[Begin Information provided]

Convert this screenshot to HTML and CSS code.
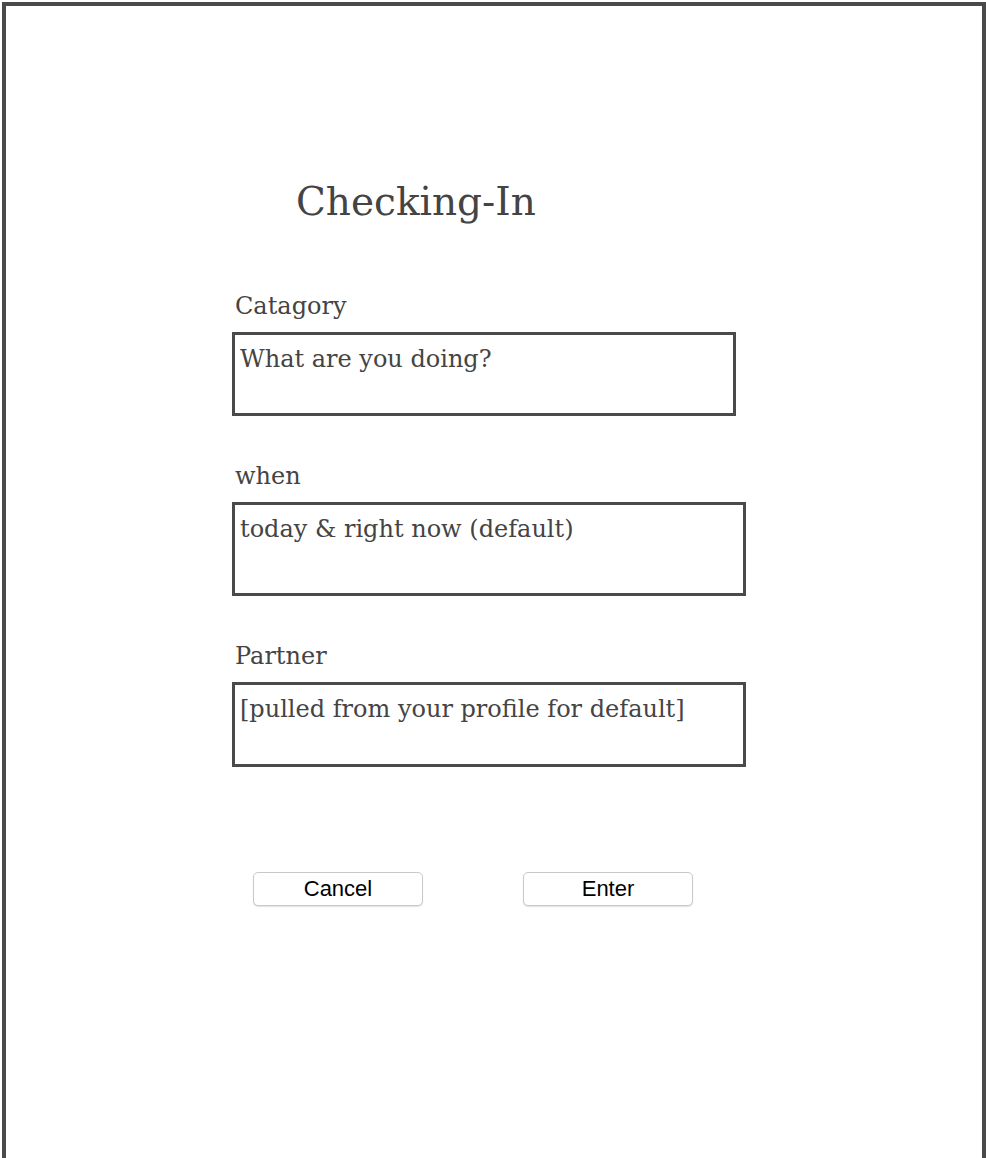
FILE: index.html
```html
<!DOCTYPE html>
<html lang="en">
<head>
<meta charset="utf-8">
<title>Checking-In</title>
<link rel="stylesheet" href="styles.css">
</head>
<body>
<div class="frame">
  <form class="form">
    <h1 class="title">Checking-In</h1>
    <div class="field">
      <label class="label">Catagory</label>
      <div class="box box-narrow">What are you doing?</div>
    </div>
    <div class="field">
      <label class="label">when</label>
      <div class="box box-tall">today &amp; right now (default)</div>
    </div>
    <div class="field">
      <label class="label">Partner</label>
      <div class="box">[pulled from your profile for default]</div>
    </div>
    <div class="actions">
      <button type="button" class="btn">Cancel</button>
      <button type="button" class="btn">Enter</button>
    </div>
  </form>
</div>
</body>
</html>
```
FILE: styles.css
```css
html, body {
  margin: 0;
  padding: 0;
  background: #ffffff;
}

.frame {
  box-sizing: border-box;
  margin: 2px 0 0 2px;
  width: 984px;
  height: 1200px;
  border: 4px solid #4a4a4a;
  border-bottom: none;
  padding-top: 172px;
  font-family: "DejaVu Serif", Georgia, serif;
  color: #444444;
}

.form {
  margin: 0 0 0 226px;
  display: flex;
  flex-direction: column;
}

.title {
  margin: 0 0 66px 64px;
  font-size: 39px;
  line-height: 48px;
  font-weight: normal;
}

.field {
  display: flex;
  flex-direction: column;
  margin-bottom: 46px;
}

.label {
  font-size: 24px;
  line-height: 28px;
  padding-left: 3px;
  margin-bottom: 12px;
}

.box {
  box-sizing: border-box;
  width: 514px;
  height: 85px;
  border: 3px solid #4a4a4a;
  padding: 10px 5px;
  font-size: 24px;
  line-height: 28px;
  white-space: nowrap;
}

.box-narrow {
  width: 504px;
  height: 84px;
}

.box-tall {
  height: 94px;
}

.actions {
  display: flex;
  gap: 100px;
  margin: 59px 0 0 21px;
}

.btn {
  box-sizing: border-box;
  width: 170px;
  height: 34px;
  background: #ffffff;
  border: 1px solid #c9c9c9;
  border-radius: 5px;
  box-shadow: 0 1px 1px rgba(0, 0, 0, 0.12);
  font-family: "Liberation Sans", Arial, sans-serif;
  font-size: 22px;
  color: #000000;
  padding: 0;
}
```
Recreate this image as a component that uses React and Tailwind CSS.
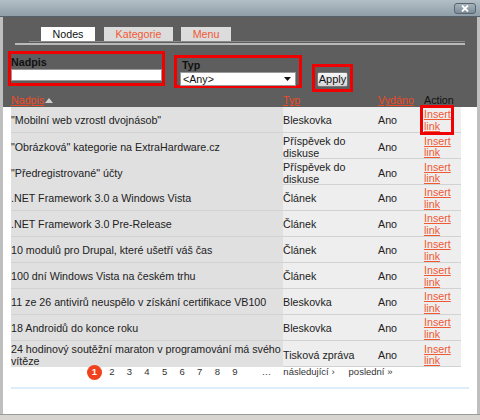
import { useState } from "react";

const rows = [
  ["\"Mobilní web vzrostl dvojnásob\"", "Bleskovka"],
  ["\"Obrázková\" kategorie na ExtraHardware.cz", "Příspěvek do diskuse"],
  ["\"Předregistrované\" účty", "Příspěvek do diskuse"],
  [".NET Framework 3.0 a Windows Vista", "Článek"],
  [".NET Framework 3.0 Pre-Release", "Článek"],
  ["10 modulů pro Drupal, které ušetří váš čas", "Článek"],
  ["100 dní Windows Vista na českém trhu", "Článek"],
  ["11 ze 26 antivirů neuspělo v získání certifikace VB100", "Bleskovka"],
  ["18 Androidů do konce roku", "Bleskovka"],
  ["24 hodinový soutěžní maraton v programování má svého vítěze", "Tisková zpráva"],
];

function CloseButton() {
  return (
    <button className="flex h-[11px] w-[22px] items-center justify-center rounded-[3px] border border-[#566570] bg-gradient-to-b from-[#a6b3bc] to-[#7c8c97]">
      <svg width="8" height="7" viewBox="0 0 8 7">
        <path d="M1 0.5 L7 6.5 M7 0.5 L1 6.5" stroke="#fff" strokeWidth="1.8" />
      </svg>
    </button>
  );
}

export default function App() {
  const [title, setTitle] = useState("");

  return (
    <div className="h-[420px] w-[480px] overflow-hidden bg-[#bfbfbf] font-['Liberation_Sans',Arial,sans-serif] text-[10.7px] text-[#222]">
      {/* title bar */}
      <div className="flex h-[17px] justify-end border-b border-[#56626b] bg-gradient-to-b from-[#b3bfc7] to-[#8f9ea8] pr-[4px] pt-[3px]">
        <CloseButton />
      </div>

      <div className="mx-[3px]">
        {/* dark header */}
        <div className="h-[90px] bg-[#5e5e5e]">
          <div className="flex pt-[10px]">
            <div className="ml-[38px] flex h-[14px] w-[54px] items-center justify-center bg-white text-[#111]">Nodes</div>
            <div className="ml-[9px] flex h-[14px] w-[69px] items-center justify-center bg-[#dcdcdc] text-[#ef5a35]">Kategorie</div>
            <div className="ml-[8px] flex h-[14px] w-[50px] items-center justify-center bg-[#dcdcdc] text-[#ef5a35]">Menu</div>
          </div>
          <div className="ml-[26px] h-px w-[436px] bg-[#8a8a8a]" />
          <div className="ml-[12px] mt-[1px] h-[2px] w-[450px] bg-[#b9b9b9]" />

          <div className="mt-[6px] flex items-start">
            <div className="ml-[5px] h-[35px] w-[157px] border-[3px] border-[#f00000] pt-[2px]">
              <div className="h-[13px] font-bold leading-[13px] text-[#111]">Nadpis</div>
              <input
                value={title}
                onChange={(e) => setTitle(e.target.value)}
                className="block h-[12px] w-[151px] border border-[#9a9a9a] bg-white outline-none"
              />
            </div>
            <div className="ml-[9px] mt-[4px] h-[33px] w-[128px] border-[3px] border-[#f00000] pl-[3px] pt-[1px]">
              <div className="ml-[2px] h-[13px] font-bold leading-[13px] text-[#111]">Typ</div>
              <div className="flex h-[14px] w-[116px] items-center justify-between border border-[#9a9a9a] bg-white pl-[2px] pr-[4px] text-[#111]">
                <span>&lt;Any&gt;</span>
                <svg width="7" height="4" viewBox="0 0 7 4">
                  <path d="M0 0 H7 L3.5 4 Z" fill="#111" />
                </svg>
              </div>
            </div>
            <div className="ml-[10px] mt-[13px] h-[28px] w-[41px] border-[3px] border-[#f00000] pl-[2px] pt-[5px]">
              <button className="flex h-[15px] w-[31px] items-center justify-center rounded-[2px] border border-[#7a7a7a] bg-gradient-to-b from-[#f6f6f6] to-[#d6d6d6] text-[11px] text-[#111]">
                Apply
              </button>
            </div>
          </div>

          <div className="ml-[8px] grid h-[15px] grid-cols-[272px_95px_46px_34px] items-center pt-[1px] leading-[14px]">
            <div className="flex items-center">
              <span className="text-[#ef4a25] underline">Nadpis</span>
              <svg width="8" height="5" viewBox="0 0 8 5" className="ml-[1px]">
                <path d="M0 5 L4 0 L8 5 Z" fill="#cfcfcf" />
              </svg>
            </div>
            <span className="text-[#ef4a25] underline">Typ</span>
            <span className="text-[#ef4a25] underline">Vydáno</span>
            <span className="text-[#111]">Action</span>
          </div>
        </div>

        {/* white body */}
        <div className="h-[307px] bg-white pl-[8px]">
          {rows.map(([name, type], i) => (
            <div
              key={name}
              className="grid h-[26px] w-[450px] grid-cols-[272px_95px_46px_34px] border-b border-[#d2d2d2] bg-[#eeeeee] leading-[11.5px]"
            >
              <div className="flex h-full items-center bg-[#e0e0e0] pr-[2px] pt-[3px]">{name}</div>
              <div className="flex h-full items-center pt-[3px]">{type}</div>
              <div className="flex h-full items-center pt-[3px]">Ano</div>
              <div className="relative flex h-full items-center pt-[2px]">
                <a href="#" className="text-[#ef5a35] underline">Insert link</a>
                {i === 0 ? (
                  <div className="absolute left-[-4px] top-[-2px] h-[30px] w-[34px] border-[3px] border-[#f00000]" />
                ) : null}
              </div>
            </div>
          ))}

          <div className="-mt-[2px] flex h-[15px] items-center text-[9.5px] text-[#333]">
            <span className="ml-[76px] flex h-[15px] w-[15px] items-center justify-center rounded-full bg-[#f0401c] font-bold text-white">1</span>
            <span className="ml-[1px] w-[17.6px] text-center">2</span>
            <span className="w-[17.6px] text-center">3</span>
            <span className="w-[17.6px] text-center">4</span>
            <span className="w-[17.6px] text-center">5</span>
            <span className="w-[17.6px] text-center">6</span>
            <span className="w-[17.6px] text-center">7</span>
            <span className="w-[17.6px] text-center">8</span>
            <span className="w-[17.6px] text-center">9</span>
            <span className="ml-[14px] w-[17.6px] text-center">…</span>
            <span className="ml-[8px]">následující ›</span>
            <span className="ml-[14px]">poslední »</span>
          </div>
          <div className="mt-[7px] h-[2px] w-[458px] bg-[#dceef8]" />
        </div>
      </div>
      <div className="h-[6px] border-t border-[#9c9c9c] bg-[#d8d5d0]" />
    </div>
  );
}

[End Information provided]

» Instruction: Check each line above for the word "this" and copy the ones that have it.

» Answer below:
Convert this screenshot to HTML and CSS code.
Recreate this image as a component that uses React and Tailwind CSS.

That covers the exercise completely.